One of the core principles of advertising is repetition. The more your target audience sees the same message, the more likely it is to sink in. Using the assets automakers already make available allows you to capitalize on this principle, Jacobson says.

“Most manufacturers have a library of pictures, videos, banner ads and other creative resources that dealers can tap into at any time,” he says. “Yet much of it goes unused. If your manufacturer has a special offer such as gasoline discounts or employee pricing, use it as part of your own advertising efforts. The more places these incentives appear, the more they’re reinforced in car buyers’ minds.”

Act Nationally, Sell Locally

Let’s take a look at specific ways that collaborating with your manufacturer can help drive traffic and boost sales at your store:

  • Showcase Your New-Car Listings. Encouraging your manufacturer to promote currently available new-car inventory on in-market sites creates a scenario in which a rising tide can lift all ships. By advertising all the vehicles you have available, you increase the amount of time car buyers spend on your site and the likelihood they’ll buy from you. If you show only certified pre-owned and used cars but not new vehicles, you put yourself at a serious disadvantage. Shoppers in the market for a new vehicle will bypass your store.

    Giving prospects that choice is more important than you might think. Although you may believe that online shoppers already have made up their mind about the vehicle they plan to purchase, surveys show they’re still shopping. A recent study found that 54 percent of Cars.com visitors are undecided as to whether they want a new, used or certified use vehicle – much less a specific make and model.

    Shoppers want options, especially in the early stages of their shopping process. Inventory feeds give them those options, making the site far more valuable.

  • Take Advantage of Certified Used-Vehicle Programs. Certified used marketing programs are some of the most mature online programs in the industry. They provide the perfect mix of manufacturer support and direct benefit to you, making them a model to follow for all types of vehicles.

    “The manufacturer is paying for extra consumer functionality and visibility, resulting in more leads and faster closing times,” Jacobson says.

    When manufacturers advertise your certified inventory on shopping sites such as Cars.com, he notes that dealers who also advertise there see their email and phone leads increase an average of 24 percent.

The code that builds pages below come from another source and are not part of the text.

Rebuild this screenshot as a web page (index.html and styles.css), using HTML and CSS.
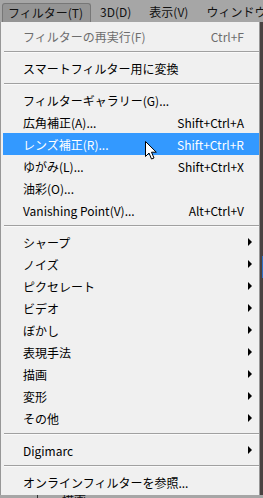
FILE: index.html
```html
<!DOCTYPE html>
<html lang="ja">
<head>
  <meta charset="UTF-8">
  <title>フィルター</title>
  <link rel="stylesheet" href="styles.css">
</head>
<body>
  <div class="menubar">
    <div class="menubar-item active">フィルター(T)</div>
    <div class="menubar-item">3D(D)</div>
    <div class="menubar-item">表示(V)</div>
    <div class="menubar-item">ウィンドウ(W)</div>
  </div>

  <div class="screen">
    <div class="menu">
      <div class="item disabled"><span class="label">フィルターの再実行(F)</span><span class="key">Ctrl+F</span></div>
      <div class="sep"></div>
      <div class="item"><span class="label">スマートフィルター用に変換</span></div>
      <div class="sep"></div>
      <div class="item"><span class="label">フィルターギャラリー(G)...</span></div>
      <div class="item"><span class="label">広角補正(A)...</span><span class="key">Shift+Ctrl+A</span></div>
      <div class="item selected"><span class="label">レンズ補正(R)...</span><span class="key">Shift+Ctrl+R</span></div>
      <div class="item"><span class="label">ゆがみ(L)...</span><span class="key">Shift+Ctrl+X</span></div>
      <div class="item"><span class="label">油彩(O)...</span></div>
      <div class="item"><span class="label">Vanishing Point(V)...</span><span class="key">Alt+Ctrl+V</span></div>
      <div class="sep"></div>
      <div class="item sub"><span class="label">シャープ</span><span class="arrow"></span></div>
      <div class="item sub"><span class="label">ノイズ</span><span class="arrow"></span></div>
      <div class="item sub"><span class="label">ピクセレート</span><span class="arrow"></span></div>
      <div class="item sub"><span class="label">ビデオ</span><span class="arrow"></span></div>
      <div class="item sub"><span class="label">ぼかし</span><span class="arrow"></span></div>
      <div class="item sub"><span class="label">表現手法</span><span class="arrow"></span></div>
      <div class="item sub"><span class="label">描画</span><span class="arrow"></span></div>
      <div class="item sub"><span class="label">変形</span><span class="arrow"></span></div>
      <div class="item sub"><span class="label">その他</span><span class="arrow"></span></div>
      <div class="sep"></div>
      <div class="item sub"><span class="label">Digimarc</span><span class="arrow"></span></div>
      <div class="sep"></div>
      <div class="item"><span class="label">オンラインフィルターを参照...</span></div>
    </div>
    <div class="side">
      <div class="side-mark"></div>
    </div>
  </div>

  <div class="below">
    <div class="below-line"></div>
    <div class="below-text">描画</div>
  </div>

  <svg class="cursor" width="13" height="20" viewBox="0 0 13 20">
    <path d="M0.5 0.5 L0.5 15.5 L4 12 L6.5 18 L9 17 L6.5 11.2 L11.3 11.2 Z" fill="#fff" stroke="#000" stroke-width="1"/>
  </svg>
</body>
</html>
```

FILE: styles.css
```css
* {
  margin: 0;
  padding: 0;
  box-sizing: border-box;
}

body {
  width: 263px;
  height: 498px;
  overflow: hidden;
  position: relative;
  background-color: #3f3a3a;
  font-family: "Noto Sans CJK JP", "Noto Sans", sans-serif;
  font-size: 12px;
  color: #000;
}

/* Menu bar */
.menubar {
  display: flex;
  align-items: flex-end;
  height: 22px;
  padding-left: 2px;
  background-color: #a6a6a6;
  white-space: nowrap;
  overflow: hidden;
}

.menubar-item {
  height: 19px;
  line-height: 18px;
  padding: 0 9px;
  color: #111;
}

.menubar-item.active {
  padding: 0 7px 0 5px;
  background-color: #959595;
  border: 1px solid #777;
  border-bottom: none;
  border-radius: 3px 3px 0 0;
  margin-right: 0;
}

/* Dropdown */
.screen {
  display: flex;
}

.menu {
  width: 260px;
  padding: 3px 0 2px;
  background-color: #f0f0f0;
  border-left: 1px solid #979797;
  border-right: 1px solid #979797;
}

.item {
  display: flex;
  align-items: center;
  height: 22px;
  margin: 0 0 0 2px;
  padding: 0 15px 0 20px;
  white-space: nowrap;
}

.item .label {
  flex: 1;
}

.item .key {
  text-align: right;
}

.item.disabled {
  color: #6d6d6d;
}

.item.selected {
  background-color: #3399ff;
  color: #fff;
}

.item.sub {
  padding-right: 7px;
}

.arrow {
  width: 0;
  height: 0;
  border-top: 4px solid transparent;
  border-bottom: 4px solid transparent;
  border-left: 4px solid #000;
}

.sep {
  height: 10px;
  margin: 0 0 0 3px;
  padding-top: 4px;
}

.sep::after {
  content: "";
  display: block;
  height: 1px;
  background-color: #a0a0a0;
  border-bottom: 1px solid #fafafa;
  box-sizing: content-box;
}

.side {
  flex: 1;
  position: relative;
  background-color: #4a4242;
}

.side-mark {
  margin-top: 234px;
  margin-left: 2px;
  width: 1px;
  height: 22px;
  background-color: #2f6fc4;
}

/* Bottom strip under the menu */
.below {
  display: flex;
  height: 4px;
  background-color: #a6a6a6;
  overflow: hidden;
}

.below-line {
  width: 1px;
  margin-left: 37px;
  background-color: #333;
}

.below-text {
  margin-left: 24px;
  line-height: 4px;
  padding-top: 3px;
  color: #111;
}

.cursor {
  position: absolute;
  left: 145px;
  top: 141px;
}
```
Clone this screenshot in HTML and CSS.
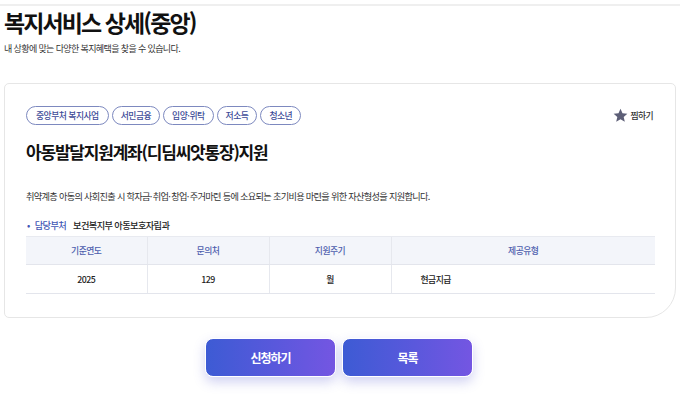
FILE: index.html
```html
<!DOCTYPE html>
<html lang="ko">
<head>
<meta charset="utf-8">
<link rel="stylesheet" href="styles.css">
</head>
<body>
<div class="topline"></div>
<header class="page-head">
  <h1 class="page-title">복지서비스 상세(중앙)</h1>
  <p class="page-sub">내 상황에 맞는 다양한 복지혜택을 찾을 수 있습니다.</p>
</header>
<section class="card">
  <div class="card-top">
    <ul class="tags">
      <li class="tag">중앙부처 복지사업</li>
      <li class="tag">서민금융</li>
      <li class="tag">입양·위탁</li>
      <li class="tag">저소득</li>
      <li class="tag">청소년</li>
    </ul>
    <button class="fav" type="button">
      <svg class="star" viewBox="0 0 24 24" width="15" height="15"><path d="M12 1.2l3.2 7.2 7.8.7-5.9 5.1 1.8 7.7L12 17.8l-6.9 4.1 1.8-7.7L1 9.1l7.8-.7z" fill="#5d5f77"/></svg>
      <span>찜하기</span>
    </button>
  </div>
  <h2 class="svc-title">아동발달지원계좌(디딤씨앗통장)지원</h2>
  <p class="svc-desc">취약계층 아동의 사회진출 시 학자금·&#8201;취업·&#8201;창업·&#8201;주거마련 등에 소요되는 초기비용 마련을 위한 자산형성을 지원합니다.</p>
  <p class="dept"><span class="dept-label"><span class="dot">•</span>담당부처</span><span class="dept-name">보건복지부 아동보호자립과</span></p>
  <table class="info">
    <thead>
      <tr><th class="c1">기준연도</th><th class="c2">문의처</th><th class="c3">지원주기</th><th class="c4">제공유형</th></tr>
    </thead>
    <tbody>
      <tr><td>2025</td><td>129</td><td>월</td><td class="left">현금지급</td></tr>
    </tbody>
  </table>
</section>
<div class="actions">
  <button class="btn" type="button">신청하기</button>
  <button class="btn" type="button">목록</button>
</div>
</body>
</html>
```

FILE: styles.css
```css
* { box-sizing: border-box; }
html, body { margin: 0; padding: 0; background: #fff; }
body {
  font-family: "Noto Sans CJK KR", "Noto Sans", sans-serif;
  color: #222;
  width: 680px;
  height: 400px;
  overflow: hidden;
}
.topline {
  margin-top: 4px;
  height: 2px;
  background: #efefef;
}
.page-head { padding: 0 4px; }
.page-title {
  margin: 1px 0 0;
  font-size: 23px;
  line-height: 30px;
  font-weight: 700;
  letter-spacing: -1.9px;
  color: #111;
}
.page-sub {
  margin: 6px 0 0;
  font-size: 9px;
  line-height: 12px;
  letter-spacing: -0.62px;
  color: #333;
}
.card {
  margin: 28px 4px 0;
  height: 235px;
  border: 1px solid #e6e6e6;
  border-radius: 5px 5px 30px 5px;
  padding: 22px 21px 0;
}
.card-top {
  display: flex;
  justify-content: space-between;
  align-items: center;
}
.tags {
  display: flex;
  gap: 3px;
  list-style: none;
  margin: 0;
  padding: 0;
}
.tag {
  height: 19px;
  padding: 0 8px;
  border: 1px solid #7d89bf;
  border-radius: 10px;
  font-size: 8.8px;
  font-weight: 500;
  line-height: 17px;
  letter-spacing: -0.5px;
  color: #3d4b98;
}
.tag:first-child { padding: 0 9px; }
.fav {
  display: flex;
  align-items: center;
  gap: 3px;
  margin-right: 1px;
  padding: 0;
  border: 0;
  background: none;
  font-family: inherit;
  font-size: 8.8px;
  font-weight: 500;
  letter-spacing: -0.6px;
  color: #333;
}
.star { display: block; }
.svc-title {
  margin: 15px 0 0;
  font-size: 17px;
  line-height: 24px;
  font-weight: 700;
  letter-spacing: -1.2px;
  color: #111;
}
.svc-desc {
  margin: 25px 0 0;
  font-size: 9.2px;
  line-height: 14px;
  letter-spacing: -0.7px;
  color: #333;
}
.dept {
  margin: 15px 0 0;
  font-size: 9.2px;
  line-height: 14px;
  letter-spacing: -0.6px;
}
.dot { margin: 0 5px 0 1px; }
.dept-label { color: #4257b5; font-weight: 500; margin-right: 7px; }
.dept-name { color: #222; font-weight: 500; }
.info {
  margin-top: 4px;
  width: 629px;
  border-collapse: collapse;
  font-size: 8.8px;
  letter-spacing: -0.5px;
}
.info th {
  height: 28px;
  background: #f3f5fa;
  color: #4e5eae;
  font-weight: 500;
  border-top: 1px solid #e8eaf0;
  border-bottom: 1px solid #e3e5ec;
}
.info td {
  height: 29px;
  text-align: center;
  color: #222;
  font-weight: 500;
  border-bottom: 1px solid #e3e5ec;
}
.info th + th, .info td + td { border-left: 1px solid #e6e8ee; }
.info .c1 { width: 121px; }
.info .c2 { width: 122px; }
.info .c3 { width: 122px; }
.info td.left { text-align: left; padding-left: 29px; }
.actions {
  display: flex;
  justify-content: center;
  gap: 6px;
  margin-top: 20px;
  padding-right: 2px;
}
.btn {
  width: 131px;
  height: 39px;
  border: 1.5px solid #fff;
  border-radius: 8px;
  background: linear-gradient(90deg, #3d5bd4 0%, #5a58dc 55%, #7456e2 100%);
  box-shadow: 0 5px 12px rgba(85, 90, 210, 0.28);
  color: #fff;
  font-family: inherit;
  font-size: 12px;
  font-weight: 700;
  letter-spacing: -1px;
}
```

  • Cash In on Co-op Programs. Ask most dealers about their use of co-op funds and they’ll probably tell you that they’re doing a good job with it. But Joanna Miller, Cars.com co-op advertising manager, has a different perspective.

    “Approximately 50 percent of available co-op funds go unused,” she says. “Either dealers don’t follow the rules, or they’re not aware that they can use the funds for online advertising, so they never put in the claims.”

    In the past, co-op for online advertising was often limited to banner ads, and the rules surrounding them often made it difficult to get reimbursed. However, while the reporting rules remain strict, Miller says that manufacturers are recognizing the value of dealer listings – both to the dealers themselves and their brands. As a result, they’re making their co-op funds more readily available..

    “Dealers we work with are often shocked at how much money they have in their co-op accounts,” she says. “Some are giving up between $70,000 and $80,000 at year-end. They think they’ve spent it all on newspaper and/or TV ads, but they really haven’t. That kind of money can go a long way, especially with the online advertising packages being offered these days. And it can have a huge payback too.”

    Meanwhile, some dealers understand they have money available but choose not to utilize it online because they perceive the procedures to be a hassle. Miller says Cars.com will soon offer a service that manages the program requirements and sends the required information to the manufacturer’s auditing firm. Leveraging this service will simplify the process and help you more quickly receive full reimbursement.

Join Forces With Your Regional Association

Print advertising and radio/TV commercials by regional dealer associations build your brand and increase store awareness, but they typically do little to drive sales. While it’s good to have these ads to generate interest, you’re often better served by directing these dollars online. Remember that shoppers are not just looking for any vehicle. They want a vehicle with particular features, in a particular color and within a particular price range. In-market sites are best equipped to help car buyers match their needs with available inventory, so encourage your regional association to explore online advertising options.

If It’s Good Enough for Willie Sutton …

In business, the easiest thing to do is what you’ve always done. Given the ever-changing nature of the marketplace, though, this approach may not be the smart thing to do. “Sutton’s New Law” reminds you to put your efforts where the shoppers really are – not where they were. Make sure your marketing program – and those of your manufacturers and regional associations – give you the maximum return on investment. It’s your best bet for leveraging the power of the brand across the board.